目の前には千曲川が流れており、小諸城は千曲川の断崖を利用し、さらに浅間山の田切地形の深い谷を空堀として活用しているので天然の要害によって堅固な城となっています。





二の丸、本丸はこんな断崖の上に配置されています。

小諸城は武田信玄の命を受けた、軍師山本勘助が縄張りをして城郭を整備したと伝わっています。

武田氏が滅びると織田信長の家臣、滝川一益の持城となり、織田信長が倒れると北条氏が侵攻。

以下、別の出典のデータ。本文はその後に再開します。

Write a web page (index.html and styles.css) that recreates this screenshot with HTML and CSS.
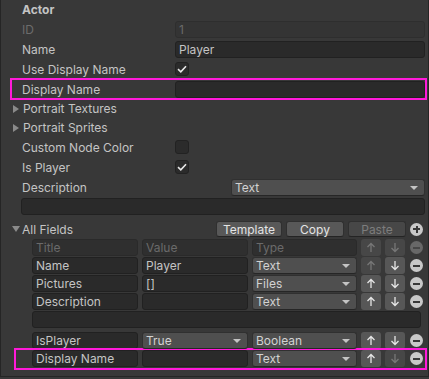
FILE: index.html
```html
<!DOCTYPE html>
<html lang="en">

<head>
    <meta charset="UTF-8">
    <meta name="viewport" content="width=device-width, initial-scale=1.0">
    <title>Actor</title>
    <link rel="stylesheet" href="styles.css">
</head>

<body>
    <div class="inspector">

        <div class="title">Actor</div>

        <div class="prop">
            <span class="label off">ID</span>
            <div class="field disabled">1</div>
        </div>

        <div class="prop">
            <span class="label">Name</span>
            <div class="field">Player</div>
        </div>

        <div class="prop">
            <span class="label">Use Display Name</span>
            <div class="check">
                <svg width="10" height="8" viewBox="0 0 10 8"><polyline points="1,4.2 3.8,6.8 9,1.2" fill="none" stroke="#e8e8e8" stroke-width="1.6"/></svg>
            </div>
        </div>

        <!-- 강조 표시된 행 -->
        <div class="prop mark">
            <span class="label">Display Name</span>
            <div class="field"></div>
        </div>

        <div class="fold">
            <span class="tri-right"></span>
            <span>Portrait Textures</span>
        </div>

        <div class="fold">
            <span class="tri-right"></span>
            <span>Portrait Sprites</span>
        </div>

        <div class="prop">
            <span class="label">Custom Node Color</span>
            <div class="check"></div>
        </div>

        <div class="prop">
            <span class="label">Is Player</span>
            <div class="check">
                <svg width="10" height="8" viewBox="0 0 10 8"><polyline points="1,4.2 3.8,6.8 9,1.2" fill="none" stroke="#e8e8e8" stroke-width="1.6"/></svg>
            </div>
        </div>

        <div class="prop">
            <span class="label wide">Description</span>
            <div class="popup">Text<span class="caret"></span></div>
        </div>

        <div class="textarea"></div>

        <!-- All Fields -->
        <div class="fields-head">
            <span class="tri-down"></span>
            <span class="fields-title">All Fields</span>
            <button class="btn">Template</button>
            <button class="btn">Copy</button>
            <button class="btn disabled">Paste</button>
            <span class="circle plus"></span>
        </div>

        <div class="list">
            <div class="lrow">
                <div class="cell head">Title</div>
                <div class="cell head">Value</div>
                <div class="cell type head">Type</div>
                <div class="arrow off"><svg width="10" height="11"><path d="M5 1.5V10M1.5 5L5 1.5L8.5 5"/></svg></div>
                <div class="arrow off"><svg width="10" height="11"><path d="M5 1V9.5M1.5 6L5 9.5L8.5 6"/></svg></div>
                <span class="circle minus off"></span>
            </div>

            <div class="lrow">
                <div class="cell">Name</div>
                <div class="cell">Player</div>
                <div class="cell type popup">Text<span class="caret"></span></div>
                <div class="arrow off"><svg width="10" height="11"><path d="M5 1.5V10M1.5 5L5 1.5L8.5 5"/></svg></div>
                <div class="arrow"><svg width="10" height="11"><path d="M5 1V9.5M1.5 6L5 9.5L8.5 6"/></svg></div>
                <span class="circle minus"></span>
            </div>

            <div class="lrow">
                <div class="cell">Pictures</div>
                <div class="cell">[]</div>
                <div class="cell type popup">Files<span class="caret"></span></div>
                <div class="arrow"><svg width="10" height="11"><path d="M5 1.5V10M1.5 5L5 1.5L8.5 5"/></svg></div>
                <div class="arrow"><svg width="10" height="11"><path d="M5 1V9.5M1.5 6L5 9.5L8.5 6"/></svg></div>
                <span class="circle minus"></span>
            </div>

            <div class="lrow">
                <div class="cell">Description</div>
                <div class="cell"></div>
                <div class="cell type popup">Text<span class="caret"></span></div>
                <div class="arrow"><svg width="10" height="11"><path d="M5 1.5V10M1.5 5L5 1.5L8.5 5"/></svg></div>
                <div class="arrow"><svg width="10" height="11"><path d="M5 1V9.5M1.5 6L5 9.5L8.5 6"/></svg></div>
                <span class="circle minus"></span>
            </div>

            <div class="lrow area-row">
                <div class="cell area"></div>
            </div>

            <div class="lrow">
                <div class="cell">IsPlayer</div>
                <div class="cell popup">True<span class="caret"></span></div>
                <div class="cell type popup">Boolean<span class="caret"></span></div>
                <div class="arrow"><svg width="10" height="11"><path d="M5 1.5V10M1.5 5L5 1.5L8.5 5"/></svg></div>
                <div class="arrow"><svg width="10" height="11"><path d="M5 1V9.5M1.5 6L5 9.5L8.5 6"/></svg></div>
                <span class="circle minus"></span>
            </div>

            <div class="lrow mark">
                <div class="cell">Display Name</div>
                <div class="cell"></div>
                <div class="cell type popup">Text<span class="caret"></span></div>
                <div class="arrow"><svg width="10" height="11"><path d="M5 1.5V10M1.5 5L5 1.5L8.5 5"/></svg></div>
                <div class="arrow off"><svg width="10" height="11"><path d="M5 1V9.5M1.5 6L5 9.5L8.5 6"/></svg></div>
                <span class="circle minus"></span>
            </div>
        </div>

    </div>
</body>

</html>
```

FILE: styles.css
```css
body {
    margin: 0;
    background: #383838;
    font-family: Inter, "Noto Sans", sans-serif;
    font-size: 12px;
    color: #c4c4c4;
}

.inspector {
    height: 376px;
    border-left: 1px solid #252525;
    border-right: 1px solid #252525;
    border-bottom: 1px solid #252525;
    padding: 0 3px 0 11px;
}

.title {
    height: 20px;
    line-height: 20px;
    padding-left: 10px;
    font-weight: bold;
}

.prop {
    display: flex;
    align-items: center;
    height: 18px;
    margin-bottom: 2px;
}

.prop .label {
    flex: none;
    width: 153px;
    padding-left: 10px;
}

.prop .label.wide {
    width: 209px;
}

.label.off {
    color: #6c6c6c;
}

.mark {
    outline: 2px solid #ff1ad9;
}

.field {
    flex: 1;
    height: 17px;
    box-sizing: border-box;
    background: #2a2a2a;
    border: 1px solid #212121;
    border-radius: 3px;
    padding: 0 3px;
    line-height: 15px;
}

.field.disabled {
    background: #343434;
    border-color: #2e2e2e;
    color: #6a6a6a;
}

.check {
    width: 14px;
    height: 14px;
    box-sizing: border-box;
    background: #2b2b2b;
    border: 1px solid #222;
    border-radius: 3px;
    display: flex;
    align-items: center;
    justify-content: center;
}

.fold {
    display: flex;
    align-items: center;
    height: 17px;
    margin-bottom: 2px;
}

.tri-right {
    width: 0;
    height: 0;
    border-top: 4px solid transparent;
    border-bottom: 4px solid transparent;
    border-left: 6px solid #8a8a8a;
    margin: 0 4px 0 1px;
}

.tri-down {
    width: 0;
    height: 0;
    border-left: 4px solid transparent;
    border-right: 4px solid transparent;
    border-top: 6px solid #8a8a8a;
    margin: 0 2px 0 0;
}

.popup {
    flex: 1;
    position: relative;
    height: 17px;
    box-sizing: border-box;
    background: #4f4f4f;
    border: 1px solid #303030;
    border-bottom-color: #262626;
    border-radius: 3px;
    padding: 0 3px;
    line-height: 15px;
    color: #d2d2d2;
}

.caret {
    position: absolute;
    right: 6px;
    top: 6px;
    width: 0;
    height: 0;
    border-left: 4px solid transparent;
    border-right: 4px solid transparent;
    border-top: 4px solid #c4c4c4;
}

.textarea {
    height: 17px;
    margin: 0 0 5px 9px;
    box-sizing: border-box;
    background: #2a2a2a;
    border: 1px solid #212121;
    border-radius: 3px;
}

/* All Fields 영역 */
.fields-head {
    display: flex;
    align-items: center;
    height: 18px;
    margin-bottom: 1px;
}

.fields-title {
    flex: 1;
}

.btn {
    height: 16px;
    box-sizing: border-box;
    margin: 0 4px 0 0;
    padding: 0;
    background: #585858;
    border: 1px solid #303030;
    border-bottom-color: #242424;
    border-radius: 3px;
    font: inherit;
    line-height: 13px;
    color: #e4e4e4;
    width: 66px;
}

.btn + .btn {
    width: 58px;
}

.btn.disabled {
    background: #474747;
    color: #7d7d7d;
}

.circle {
    flex: none;
    position: relative;
    width: 13px;
    height: 13px;
    border-radius: 50%;
    background: #c8c8c8;
    margin-right: 2px;
}

.circle::before {
    content: "";
    position: absolute;
    left: 3px;
    top: 5.5px;
    width: 7px;
    height: 2px;
    background: #383838;
}

.circle.plus::after {
    content: "";
    position: absolute;
    left: 5.5px;
    top: 3px;
    width: 2px;
    height: 7px;
    background: #383838;
}

.circle.off {
    background: #686868;
}

.circle.off::before {
    background: #474747;
}

.list {
    padding-left: 4px;
}

.lrow {
    display: flex;
    height: 18px;
    padding-left: 16px;
}

.cell {
    flex: none;
    width: 106px;
    height: 17px;
    box-sizing: border-box;
    margin-right: 4px;
    background: #2a2a2a;
    border: 1px solid #212121;
    border-radius: 3px;
    padding: 0 3px;
    line-height: 15px;
}

.cell.popup {
    background: #4f4f4f;
    border-color: #303030;
    border-bottom-color: #262626;
}

.cell.type {
    width: 105px;
}

.cell.head {
    background: #2f2f2f;
    border-color: #2a2a2a;
    color: #6a6a6a;
}

.area-row {
    margin-bottom: 3px;
}

.cell.area {
    width: 389px;
}

.arrow {
    flex: none;
    width: 20px;
    height: 17px;
    margin-right: 4px;
    border-radius: 3px;
    background: #575757;
    display: flex;
    align-items: center;
    justify-content: center;
}

.arrow path {
    fill: none;
    stroke: #e6e6e6;
    stroke-width: 1.3;
}

.arrow.off {
    background: #474747;
}

.arrow.off path {
    stroke: #777;
}

.lrow .circle {
    margin: 2px 0 0 1px;
}
```
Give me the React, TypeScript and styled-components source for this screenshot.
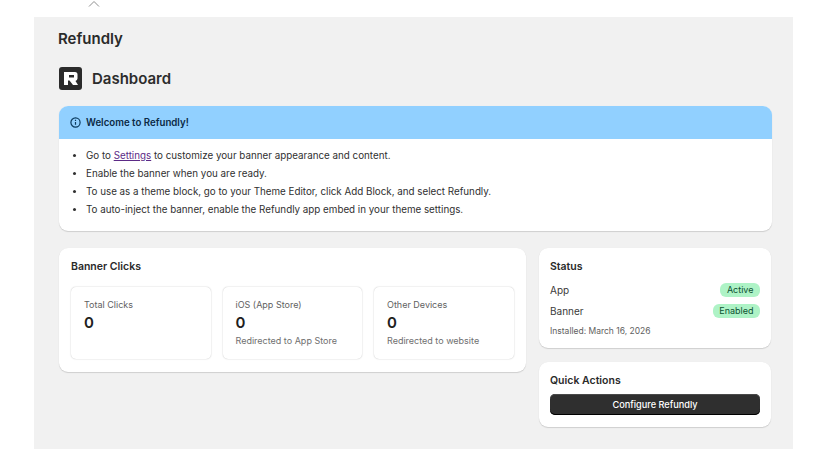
import styled, { createGlobalStyle } from 'styled-components';

const GlobalStyle = createGlobalStyle`
  html, body {
    margin: 0;
    padding: 0;
    background: #ffffff;
    font-family: Inter, "Liberation Sans", sans-serif;
    color: #303030;
  }
`;

const Page = styled.div`
  width: 828px;
  height: 466px;
  overflow: hidden;
  box-sizing: border-box;
  padding: 0 35px 17px 34px;
  display: flex;
  flex-direction: column;
`;

const TopBar = styled.div`
  height: 17px;
  padding-left: 54px;
  display: flex;
  align-items: flex-start;
  color: #8a8a8a;
`;

const Frame = styled.main`
  flex: 1;
  background: #f1f1f1;
  padding: 12px 21px 0 25px;
  display: flex;
  flex-direction: column;
`;

const AppTitle = styled.h1`
  margin: 0 0 0 -1px;
  font-size: 15px;
  line-height: 20px;
  font-weight: 600;
  color: #2a2a2a;
`;

const PageHeader = styled.div`
  margin-top: 17px;
  display: flex;
  align-items: center;
  gap: 10px;
  height: 24px;
`;

const PageTitle = styled.h2`
  margin: 0;
  font-size: 15px;
  font-weight: 600;
  color: #2c2c2c;
`;

const Card = styled.section`
  background: #ffffff;
  border-radius: 9px;
  box-shadow: 0 1px 1px rgba(0, 0, 0, 0.14), 0 0 1px rgba(0, 0, 0, 0.06);
  overflow: hidden;
`;

const Banner = styled(Card)`
  margin-top: 16px;
  height: 125px;
`;

const BannerHead = styled.div`
  height: 33px;
  background: #91d0ff;
  display: flex;
  align-items: center;
  gap: 5px;
  padding-left: 11px;
  font-size: 9.7px;
  font-weight: 600;
  color: #0b2a45;
`;

const Steps = styled.ul`
  margin: 0;
  padding: 8px 0 0 27px;
  font-size: 9.8px;
  line-height: 18px;
  color: #303030;
`;

const Step = styled.li`
  height: 18px;
  white-space: nowrap;
`;

const SettingsLink = styled.a`
  color: #5c2a86;
  text-decoration: underline;
`;

const Columns = styled.div`
  margin-top: 17px;
  display: grid;
  grid-template-columns: 467px 232px;
  gap: 13px;
  align-items: start;
`;

const ClicksCard = styled(Card)`
  height: 124px;
  box-sizing: border-box;
  padding: 12px;
`;

const CardTitle = styled.h3`
  margin: 0;
  font-size: 10.5px;
  line-height: 14px;
  font-weight: 600;
  color: #2a2a2a;
`;

const Stats = styled.div`
  margin-top: 13px;
  display: grid;
  grid-template-columns: repeat(3, 139.5px);
  gap: 12px;
`;

const Stat = styled.div`
  height: 72px;
  box-sizing: border-box;
  padding: 12px 12px 0 13px;
  background: #ffffff;
  border-radius: 5px;
  box-shadow: 0 0 1.5px rgba(0, 0, 0, 0.28);
`;

const StatLabel = styled.div`
  font-size: 9px;
  line-height: 12px;
  color: #616161;
`;

const StatValue = styled.div`
  margin-top: 1px;
  font-size: 15px;
  line-height: 22px;
  font-weight: 600;
  color: #202020;
`;

const StatNote = styled.div`
  margin-top: 1px;
  font-size: 9px;
  line-height: 12px;
  color: #6f6f6f;
`;

const SideColumn = styled.div`
  display: flex;
  flex-direction: column;
  gap: 14px;
`;

const StatusCard = styled(Card)`
  height: 100px;
  box-sizing: border-box;
  padding: 12px 11px 0 11px;
`;

const StatusRow = styled.div`
  display: flex;
  justify-content: space-between;
  align-items: center;
  height: 21px;
  font-size: 10px;
  color: #3a3a3a;
`;

const StatusRows = styled.div`
  margin-top: 5px;
`;

const Pill = styled.span`
  background: #aef3c6;
  color: #0c5132;
  font-size: 9px;
  line-height: 14px;
  padding: 0 6.500px;
  border-radius: 6px;
`;

const Installed = styled.div`
  margin-top: 4px;
  font-size: 8.5px;
  line-height: 12px;
  color: #616161;
`;

const ActionsCard = styled(Card)`
  height: 65px;
  box-sizing: border-box;
  padding: 12px 11px 0 11px;
`;

const ConfigureButton = styled.button`
  display: block;
  width: 100%;
  height: 21px;
  margin-top: 6px;
  padding: 0;
  border: 0;
  border-radius: 5px;
  background: #2f2f2f;
  box-shadow: inset 0 -1px 0 #000000, inset 0 1px 0 #4a4a4a;
  color: #ffffff;
  font-family: inherit;
  font-size: 9.2px;
  font-weight: 500;
`;

const Logo = () => (
  <svg width="23" height="23" viewBox="0 0 23 23" aria-hidden="true">
    <rect width="23" height="23" rx="3" fill="#2b2b2b" />
    <path d="M5 5h11a2.500 2.500 0 0 1 2.500 2.500v4a2.500 2.500 0 0 1-2 2.400L19 18h-5l-3.500-4.500H9V18H5z" fill="#ffffff" />
    <path d="M10 8h5v2.500h-5z" fill="#2b2b2b" />
  </svg>
);

const InfoIcon = () => (
  <svg width="11" height="11" viewBox="0 0 11 11" fill="none" stroke="#0b3a5e" strokeWidth="1.200" aria-hidden="true">
    <circle cx="5.500" cy="5.500" r="4.600" />
    <path d="M5.500 5v2.800M5.500 2.800v1.100" />
  </svg>
);

const Chevron = () => (
  <svg width="12" height="8" viewBox="0 0 12 8" fill="none" stroke="#8f8f8f" strokeWidth="1" aria-hidden="true">
    <path d="M1 6.500 6 1.500l5 5" />
  </svg>
);

const stats = [
  { label: 'Total Clicks', value: '0', note: '' },
  { label: 'iOS (App Store)', value: '0', note: 'Redirected to App Store' },
  { label: 'Other Devices', value: '0', note: 'Redirected to website' },
];

export default function App() {
  return (
    <>
      <GlobalStyle />
      <Page>
        <TopBar>
          <Chevron />
        </TopBar>
        <Frame>
          <AppTitle>Refundly</AppTitle>
          <PageHeader>
            <Logo />
            <PageTitle>Dashboard</PageTitle>
          </PageHeader>
          <Banner>
            <BannerHead>
              <InfoIcon />
              Welcome to Refundly!
            </BannerHead>
            <Steps>
              <Step>
                Go to <SettingsLink href="#">Settings</SettingsLink> to customize your banner appearance and content.
              </Step>
              <Step>Enable the banner when you are ready.</Step>
              <Step>To use as a theme block, go to your Theme Editor, click Add Block, and select Refundly.</Step>
              <Step>To auto-inject the banner, enable the Refundly app embed in your theme settings.</Step>
            </Steps>
          </Banner>
          <Columns>
            <ClicksCard>
              <CardTitle>Banner Clicks</CardTitle>
              <Stats>
                {stats.map((s) => (
                  <Stat key={s.label}>
                    <StatLabel>{s.label}</StatLabel>
                    <StatValue>{s.value}</StatValue>
                    {s.note && <StatNote>{s.note}</StatNote>}
                  </Stat>
                ))}
              </Stats>
            </ClicksCard>
            <SideColumn>
              <StatusCard>
                <CardTitle>Status</CardTitle>
                <StatusRows>
                  <StatusRow>
                    App <Pill>Active</Pill>
                  </StatusRow>
                  <StatusRow>
                    Banner <Pill>Enabled</Pill>
                  </StatusRow>
                </StatusRows>
                <Installed>Installed: March 16, 2026</Installed>
              </StatusCard>
              <ActionsCard>
                <CardTitle>Quick Actions</CardTitle>
                <ConfigureButton>Configure Refundly</ConfigureButton>
              </ActionsCard>
            </SideColumn>
          </Columns>
        </Frame>
      </Page>
    </>
  );
}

その後は徳川、北条、上杉、真田による争奪戦になりました。

最終的には豊臣秀吉の仲裁があって徳川の所領に。

しかし、豊臣秀吉が天下を統一すると徳川家康は関東に移封。
仙石秀久が小諸五万石の大名として城主になります。

江戸時代、小諸藩初代藩主となった仙石秀久は大手門や石垣を含めた城郭整備、城下町や街道の整備も行いました。
その後、小諸城の城主は徳川氏・松平氏などに変わり、元禄15年(1702年)与板藩(新潟県長岡市)から移封された牧野氏が十代・170年に渡り藩主を勤めました。
小諸城の歴代城主を見ても、戦国時代に重要拠点だったことが分かります。
まるで山城のような天然の遺構と、近世の石垣などの遺構が同時に見ることができて魅力ある城でした。